**Problem statement**
Extract all lines containing "styled".

— start —

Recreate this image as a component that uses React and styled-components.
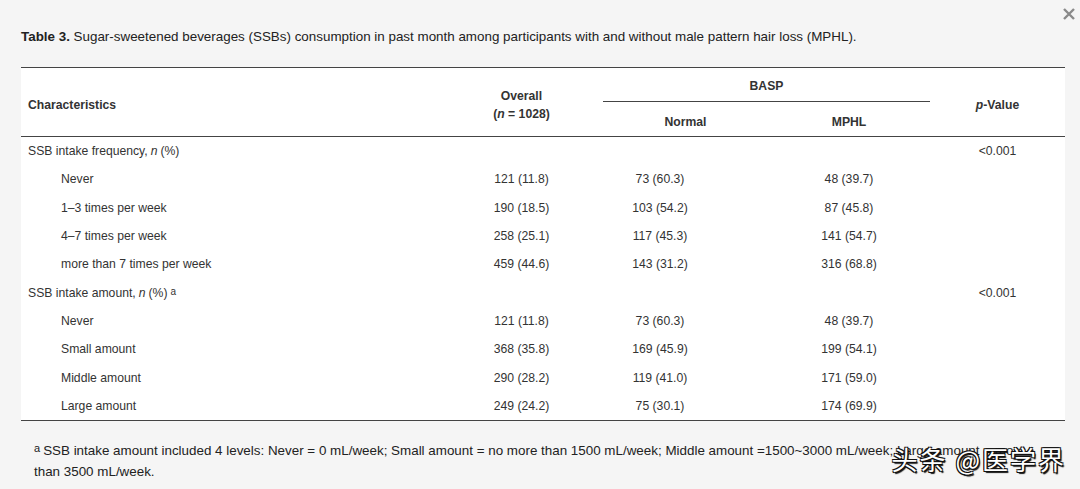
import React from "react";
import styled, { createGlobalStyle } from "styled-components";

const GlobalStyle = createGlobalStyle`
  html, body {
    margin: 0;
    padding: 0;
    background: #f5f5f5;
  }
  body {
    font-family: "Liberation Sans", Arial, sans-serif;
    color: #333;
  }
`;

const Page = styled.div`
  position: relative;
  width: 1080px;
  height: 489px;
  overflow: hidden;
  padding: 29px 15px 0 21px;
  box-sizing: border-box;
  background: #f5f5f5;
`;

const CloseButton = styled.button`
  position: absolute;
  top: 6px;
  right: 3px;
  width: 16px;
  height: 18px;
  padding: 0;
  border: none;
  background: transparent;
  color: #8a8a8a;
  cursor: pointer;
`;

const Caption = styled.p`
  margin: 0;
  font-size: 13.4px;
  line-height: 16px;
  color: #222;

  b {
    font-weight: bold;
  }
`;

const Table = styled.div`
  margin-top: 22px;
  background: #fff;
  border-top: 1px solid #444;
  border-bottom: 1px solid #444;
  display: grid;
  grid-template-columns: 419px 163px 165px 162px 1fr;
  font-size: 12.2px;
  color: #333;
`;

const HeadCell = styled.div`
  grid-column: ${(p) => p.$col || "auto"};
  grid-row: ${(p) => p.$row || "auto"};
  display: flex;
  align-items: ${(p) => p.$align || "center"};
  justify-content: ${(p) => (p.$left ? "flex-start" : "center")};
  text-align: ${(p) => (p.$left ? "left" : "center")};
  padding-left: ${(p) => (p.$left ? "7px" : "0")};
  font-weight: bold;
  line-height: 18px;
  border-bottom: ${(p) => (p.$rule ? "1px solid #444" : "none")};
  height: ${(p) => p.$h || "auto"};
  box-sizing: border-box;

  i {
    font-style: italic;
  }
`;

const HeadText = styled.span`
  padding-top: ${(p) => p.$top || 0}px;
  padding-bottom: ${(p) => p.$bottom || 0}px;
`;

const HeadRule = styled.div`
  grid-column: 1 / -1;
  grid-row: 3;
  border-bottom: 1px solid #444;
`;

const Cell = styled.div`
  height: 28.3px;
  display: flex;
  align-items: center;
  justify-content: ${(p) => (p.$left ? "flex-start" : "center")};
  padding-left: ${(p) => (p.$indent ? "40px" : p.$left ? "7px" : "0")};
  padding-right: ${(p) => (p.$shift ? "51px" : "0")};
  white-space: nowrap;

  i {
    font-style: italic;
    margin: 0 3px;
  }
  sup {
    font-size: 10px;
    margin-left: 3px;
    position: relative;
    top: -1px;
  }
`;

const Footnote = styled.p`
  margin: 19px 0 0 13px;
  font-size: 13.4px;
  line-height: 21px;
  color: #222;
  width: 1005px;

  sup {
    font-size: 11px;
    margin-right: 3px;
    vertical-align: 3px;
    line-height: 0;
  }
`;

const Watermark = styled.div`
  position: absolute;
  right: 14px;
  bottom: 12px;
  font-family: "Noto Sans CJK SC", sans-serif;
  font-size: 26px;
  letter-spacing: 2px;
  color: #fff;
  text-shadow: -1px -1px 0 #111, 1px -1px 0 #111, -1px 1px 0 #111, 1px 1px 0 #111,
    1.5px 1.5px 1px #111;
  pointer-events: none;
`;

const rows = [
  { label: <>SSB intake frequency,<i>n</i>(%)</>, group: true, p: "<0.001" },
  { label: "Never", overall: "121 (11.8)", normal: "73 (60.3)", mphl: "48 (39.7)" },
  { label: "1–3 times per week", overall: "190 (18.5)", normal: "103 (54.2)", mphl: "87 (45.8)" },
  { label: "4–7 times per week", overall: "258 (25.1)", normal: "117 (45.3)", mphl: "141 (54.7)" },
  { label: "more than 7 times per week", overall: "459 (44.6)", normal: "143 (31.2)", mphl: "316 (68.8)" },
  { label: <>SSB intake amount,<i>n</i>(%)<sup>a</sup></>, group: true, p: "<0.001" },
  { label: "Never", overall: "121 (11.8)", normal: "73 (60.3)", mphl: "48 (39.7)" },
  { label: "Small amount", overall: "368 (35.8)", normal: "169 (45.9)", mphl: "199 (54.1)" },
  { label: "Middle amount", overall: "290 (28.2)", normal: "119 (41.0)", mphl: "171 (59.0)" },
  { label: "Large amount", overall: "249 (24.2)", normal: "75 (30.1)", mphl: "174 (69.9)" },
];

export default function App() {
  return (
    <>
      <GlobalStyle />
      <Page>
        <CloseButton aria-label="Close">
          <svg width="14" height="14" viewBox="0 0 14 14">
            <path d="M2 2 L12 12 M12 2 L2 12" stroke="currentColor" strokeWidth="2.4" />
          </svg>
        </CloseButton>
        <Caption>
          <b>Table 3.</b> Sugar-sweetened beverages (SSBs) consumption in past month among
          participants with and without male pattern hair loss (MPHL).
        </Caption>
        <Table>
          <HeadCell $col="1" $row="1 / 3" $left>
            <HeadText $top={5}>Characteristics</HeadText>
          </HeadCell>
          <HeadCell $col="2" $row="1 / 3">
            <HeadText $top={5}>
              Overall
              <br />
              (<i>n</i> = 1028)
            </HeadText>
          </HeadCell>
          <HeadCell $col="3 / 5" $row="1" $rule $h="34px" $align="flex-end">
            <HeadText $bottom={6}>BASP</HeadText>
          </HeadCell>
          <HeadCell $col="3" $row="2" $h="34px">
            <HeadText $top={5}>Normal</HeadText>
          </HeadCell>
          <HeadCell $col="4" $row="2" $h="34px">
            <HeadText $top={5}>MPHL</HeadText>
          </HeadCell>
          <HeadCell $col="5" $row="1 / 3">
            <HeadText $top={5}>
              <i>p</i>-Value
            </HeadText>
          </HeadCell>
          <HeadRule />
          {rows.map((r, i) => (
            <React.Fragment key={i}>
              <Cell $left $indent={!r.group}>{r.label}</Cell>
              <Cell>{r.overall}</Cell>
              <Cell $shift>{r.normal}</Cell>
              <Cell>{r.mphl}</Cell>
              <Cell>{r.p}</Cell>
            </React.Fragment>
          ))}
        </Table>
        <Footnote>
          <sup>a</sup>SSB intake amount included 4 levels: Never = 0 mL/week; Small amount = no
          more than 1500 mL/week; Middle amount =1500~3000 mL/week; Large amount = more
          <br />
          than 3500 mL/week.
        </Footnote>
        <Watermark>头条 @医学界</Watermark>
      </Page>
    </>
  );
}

— end —

**Solution below**
Recreate this image as a component that uses React and styled-components.
import styled, { createGlobalStyle } from "styled-components";
const Page = styled.div`
const CloseButton = styled.button`
const Caption = styled.p`
const Table = styled.div`
const HeadCell = styled.div`
const HeadText = styled.span`
const HeadRule = styled.div`
const Cell = styled.div`
const Footnote = styled.p`
const Watermark = styled.div`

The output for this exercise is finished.